The group which eventually became the Beatles, the Quarrymen, occasionally performed "Thinking of Linking", though no recording of them playing it is known to exist. (Note: In his 1992 book The Complete Beatles Chronicle, Lewisohn writes the Quarrymen performed the song from 1957 through 1959, but in his 2013 book Tune In, he writes the song was likely written sometime between January and May 1958.) In the 1970s, rumours began circulating that there existed a 1962 tape of the Beatles rehearsing several early songs, including "Thinking of Linking", but these claims are unsupported. In a 2005 interview with Lewisohn, Cliff Roberts, a singer and contemporary of the Beatles, recalled a van ride in the summer of 1962 where McCartney began singing "Thinking of Linking" and offered him exclusive use of the song. He further recalled that McCartney wrote the lyrics and chords on a piece of paper, but that he lost it and never performed the song.

The earliest recording of the song is of the Beatles during the January 1969 rehearsals for their planned Get Back project. Throughout the informal sessions, the band played several of their earliest compositions. On 3 January, while Lennon sang Irving Berlin's "A Pretty Girl Is Like a Melody", McCartney and Harrison began to sing "Thinking of Linking". The song stopped after one line because McCartney either forgot the words or lost interest. The song was next played on 29 January; while Lennon sang "Peggy Sue Got Married", he forgot the lyrics and instead substituted those of "Thinking of Linking".

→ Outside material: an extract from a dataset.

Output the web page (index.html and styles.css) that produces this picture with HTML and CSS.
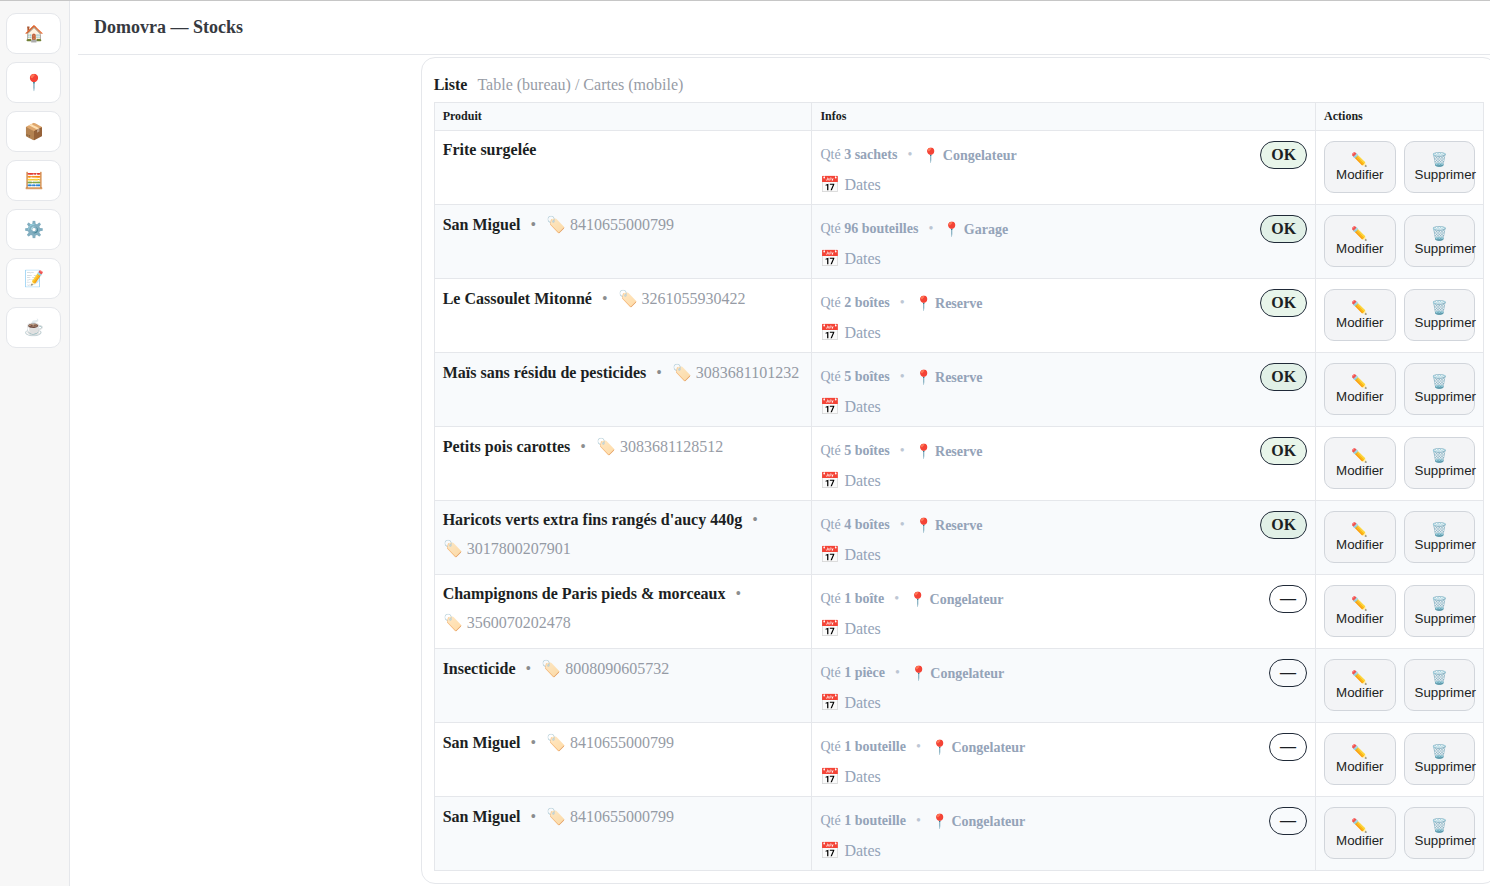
FILE: index.html
```
<!DOCTYPE html>
<html lang="fr">
<head>
    <meta charset="UTF-8">
    <meta name="viewport" content="width=device-width, initial-scale=1">
    <title>Domovra — Stocks</title>
    <link rel="stylesheet" href="styles.css">
</head>
<body>
    <nav class="sidebar">
        <a href="#" aria-label="Accueil">🏠</a>
        <a href="#" aria-label="Emplacements">📍</a>
        <a href="#" aria-label="Produits">📦</a>
        <a href="#" aria-label="Stocks">🧮</a>
        <a href="#" aria-label="Configuration">⚙️</a>
        <a href="#" aria-label="Journal">📝</a>
        <a href="#" aria-label="Soutenir">☕</a>
    </nav>

    <main class="page">
        <header class="topbar">
            <h1>Domovra — Stocks</h1>
        </header>

        <section class="card">
            <div class="card-head">
                <h2>Liste</h2>
                <span class="muted">Table (bureau) / Cartes (mobile)</span>
            </div>

            <table class="lots">
                <thead>
                    <tr>
                        <th class="col-product">Produit</th>
                        <th class="col-infos">Infos</th>
                        <th class="col-actions">Actions</th>
                    </tr>
                </thead>
                <tbody>
                    <tr>
                        <td>
                            <div class="product"><strong>Frite surgelée</strong></div>
                        </td>
                        <td>
                            <div class="infos"><span>Qté <b>3 sachets</b></span><span class="sep">•</span><b>📍 Congelateur</b><span class="badge ok">OK</span></div>
                            <details><summary>📅 Dates</summary></details>
                        </td>
                        <td>
                            <div class="actions"><button type="button">✏️ Modifier</button><button type="button">🗑️ Supprimer</button></div>
                        </td>
                    </tr>
                    <tr>
                        <td>
                            <div class="product"><strong>San Miguel</strong><span class="dot">•</span><span class="muted">🏷️ 8410655000799</span></div>
                        </td>
                        <td>
                            <div class="infos"><span>Qté <b>96 bouteilles</b></span><span class="sep">•</span><b>📍 Garage</b><span class="badge ok">OK</span></div>
                            <details><summary>📅 Dates</summary></details>
                        </td>
                        <td>
                            <div class="actions"><button type="button">✏️ Modifier</button><button type="button">🗑️ Supprimer</button></div>
                        </td>
                    </tr>
                    <tr>
                        <td>
                            <div class="product"><strong>Le Cassoulet Mitonné</strong><span class="dot">•</span><span class="muted">🏷️ 3261055930422</span></div>
                        </td>
                        <td>
                            <div class="infos"><span>Qté <b>2 boîtes</b></span><span class="sep">•</span><b>📍 Reserve</b><span class="badge ok">OK</span></div>
                            <details><summary>📅 Dates</summary></details>
                        </td>
                        <td>
                            <div class="actions"><button type="button">✏️ Modifier</button><button type="button">🗑️ Supprimer</button></div>
                        </td>
                    </tr>
                    <tr>
                        <td>
                            <div class="product"><strong>Maïs sans résidu de pesticides</strong><span class="dot">•</span><span class="muted">🏷️ 3083681101232</span></div>
                        </td>
                        <td>
                            <div class="infos"><span>Qté <b>5 boîtes</b></span><span class="sep">•</span><b>📍 Reserve</b><span class="badge ok">OK</span></div>
                            <details><summary>📅 Dates</summary></details>
                        </td>
                        <td>
                            <div class="actions"><button type="button">✏️ Modifier</button><button type="button">🗑️ Supprimer</button></div>
                        </td>
                    </tr>
                    <tr>
                        <td>
                            <div class="product"><strong>Petits pois carottes</strong><span class="dot">•</span><span class="muted">🏷️ 3083681128512</span></div>
                        </td>
                        <td>
                            <div class="infos"><span>Qté <b>5 boîtes</b></span><span class="sep">•</span><b>📍 Reserve</b><span class="badge ok">OK</span></div>
                            <details><summary>📅 Dates</summary></details>
                        </td>
                        <td>
                            <div class="actions"><button type="button">✏️ Modifier</button><button type="button">🗑️ Supprimer</button></div>
                        </td>
                    </tr>
                    <tr>
                        <td>
                            <div class="product"><strong>Haricots verts extra fins rangés d'aucy 440g</strong><span class="dot">•</span><span class="muted">🏷️ 3017800207901</span></div>
                        </td>
                        <td>
                            <div class="infos"><span>Qté <b>4 boîtes</b></span><span class="sep">•</span><b>📍 Reserve</b><span class="badge ok">OK</span></div>
                            <details><summary>📅 Dates</summary></details>
                        </td>
                        <td>
                            <div class="actions"><button type="button">✏️ Modifier</button><button type="button">🗑️ Supprimer</button></div>
                        </td>
                    </tr>
                    <tr>
                        <td>
                            <div class="product"><strong>Champignons de Paris pieds &amp; morceaux</strong><span class="dot">•</span><span class="muted">🏷️ 3560070202478</span></div>
                        </td>
                        <td>
                            <div class="infos"><span>Qté <b>1 boîte</b></span><span class="sep">•</span><b>📍 Congelateur</b><span class="badge">—</span></div>
                            <details><summary>📅 Dates</summary></details>
                        </td>
                        <td>
                            <div class="actions"><button type="button">✏️ Modifier</button><button type="button">🗑️ Supprimer</button></div>
                        </td>
                    </tr>
                    <tr>
                        <td>
                            <div class="product"><strong>Insecticide</strong><span class="dot">•</span><span class="muted">🏷️ 8008090605732</span></div>
                        </td>
                        <td>
                            <div class="infos"><span>Qté <b>1 pièce</b></span><span class="sep">•</span><b>📍 Congelateur</b><span class="badge">—</span></div>
                            <details><summary>📅 Dates</summary></details>
                        </td>
                        <td>
                            <div class="actions"><button type="button">✏️ Modifier</button><button type="button">🗑️ Supprimer</button></div>
                        </td>
                    </tr>
                    <tr>
                        <td>
                            <div class="product"><strong>San Miguel</strong><span class="dot">•</span><span class="muted">🏷️ 8410655000799</span></div>
                        </td>
                        <td>
                            <div class="infos"><span>Qté <b>1 bouteille</b></span><span class="sep">•</span><b>📍 Congelateur</b><span class="badge">—</span></div>
                            <details><summary>📅 Dates</summary></details>
                        </td>
                        <td>
                            <div class="actions"><button type="button">✏️ Modifier</button><button type="button">🗑️ Supprimer</button></div>
                        </td>
                    </tr>
                    <tr>
                        <td>
                            <div class="product"><strong>San Miguel</strong><span class="dot">•</span><span class="muted">🏷️ 8410655000799</span></div>
                        </td>
                        <td>
                            <div class="infos"><span>Qté <b>1 bouteille</b></span><span class="sep">•</span><b>📍 Congelateur</b><span class="badge">—</span></div>
                            <details><summary>📅 Dates</summary></details>
                        </td>
                        <td>
                            <div class="actions"><button type="button">✏️ Modifier</button><button type="button">🗑️ Supprimer</button></div>
                        </td>
                    </tr>
                </tbody>
            </table>
        </section>
    </main>
</body>
</html>
```
FILE: styles.css
```
* {
    box-sizing: border-box;
}
body {
    margin: 0;
    display: flex;
    min-height: 100vh;
    border-top: 1px solid #c6c6c6;
    overflow-x: hidden;
    font-family: "Liberation Serif", serif;
    font-size: 16px;
    color: #1c1f23;
    background: #fff;
}
.sidebar {
    flex: 0 0 70px;
    display: flex;
    flex-direction: column;
    gap: 8px;
    padding: 12px 8px 12px 6px;
    background: #f7f7f7;
    border-right: 1px solid #e5e7eb;
}
.sidebar a {
    display: flex;
    align-items: center;
    justify-content: center;
    height: 41px;
    border: 1px solid #e5e7eb;
    border-radius: 10px;
    background: #fff;
    font-size: 16px;
    color: inherit;
    text-decoration: none;
}
.page {
    flex: 1;
    min-width: 0;
    margin-left: 8px;
}
.topbar {
    padding: 16px;
    border-bottom: 1px solid #e5e7eb;
}
.topbar h1 {
    margin: 0;
    font-size: 18px;
    line-height: 21px;
    color: #36393f;
}
.card {
    width: 76.23%;
    margin: 2px -7px 2px auto;
    padding: 18px 12px 12px;
    border: 1px solid #e5e7eb;
    border-radius: 14px;
}
.card-head {
    display: flex;
    align-items: center;
    gap: 10px;
    margin-bottom: 8px;
}
.card-head h2 {
    margin: 0;
    font-size: 16px;
}
.muted {
    color: #6b7280;
    opacity: .7;
}
.lots {
    width: 100%;
    table-layout: fixed;
    border-collapse: collapse;
}
.lots th,
.lots td {
    border: 1px solid #e5e7eb;
    text-align: left;
    vertical-align: top;
}
.lots th {
    padding: 6px 8px;
    font-size: 12px;
    line-height: 15px;
    background: #f8fafc;
}
.lots td {
    padding: 10px 8px;
}
.lots tbody tr:nth-child(even) {
    background: #f8fafc;
}
.col-product {
    width: 36%;
}
.col-infos {
    width: 48%;
}
.col-actions {
    width: 16%;
}
.product {
    display: flex;
    flex-wrap: wrap;
    align-items: center;
    gap: 10px;
}
.dot {
    opacity: .5;
}
.infos {
    display: flex;
    align-items: center;
    gap: 10px;
    font-size: 14px;
    color: #94a3b8;
}
.sep {
    opacity: .6;
}
.badge {
    margin-left: auto;
    padding: 4px 10px;
    border: 1px solid #1f2937;
    border-radius: 14px;
    font-size: 16px;
    font-weight: bold;
    color: #1c1f23;
}
.badge.ok {
    background: rgba(46, 160, 67, .11);
}
details {
    margin-top: 6px;
    color: #94a3b8;
}
summary {
    list-style: none;
    cursor: pointer;
}
.actions {
    display: grid;
    grid-template-columns: repeat(2, minmax(0, 1fr));
    gap: 8px;
}
.actions button {
    height: 52px;
    padding: 10px;
    border: 1px solid #d1d5db;
    border-radius: 10px;
    background: #f3f4f6;
    font-family: "Liberation Sans", Arial, sans-serif;
    line-height: 15px;
    color: #1c1f23;
    cursor: pointer;
}
```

In 1994, in anticipation of their upcoming project The Beatles Anthology, the three remaining ex-Beatles, McCartney, Harrison and Ringo Starr, planned to record a version of "Let It Be". (Note: The three were sometimes dubbed either the "Threatles" or the "Threetles".) On 23 June, they assembled at Harrison's Friar Park home, playing in his home studio, FPSHOT (Friar Park Studio, Henley-On-Thames), while being recorded on video with a two camera setup. They abandoned the idea of recording "Let It Be" due to Lennon's absence, instead opting to play several rock and roll oldies, including "Ain't She Sweet", "Love Me Do" and "Blue Moon of Kentucky", among others. They recorded what they could remember of "Thinking of Linking", playing on two acoustic guitars and brushes. The performance did not feature in the finished Anthology documentary series, but was included as a special-feature when Apple Corps released the series on DVD in 2003. McCartney played the song on an acoustic guitar for American record producer Rick Rubin in the 2021 Hulu docuseries McCartney 3, 2, 1.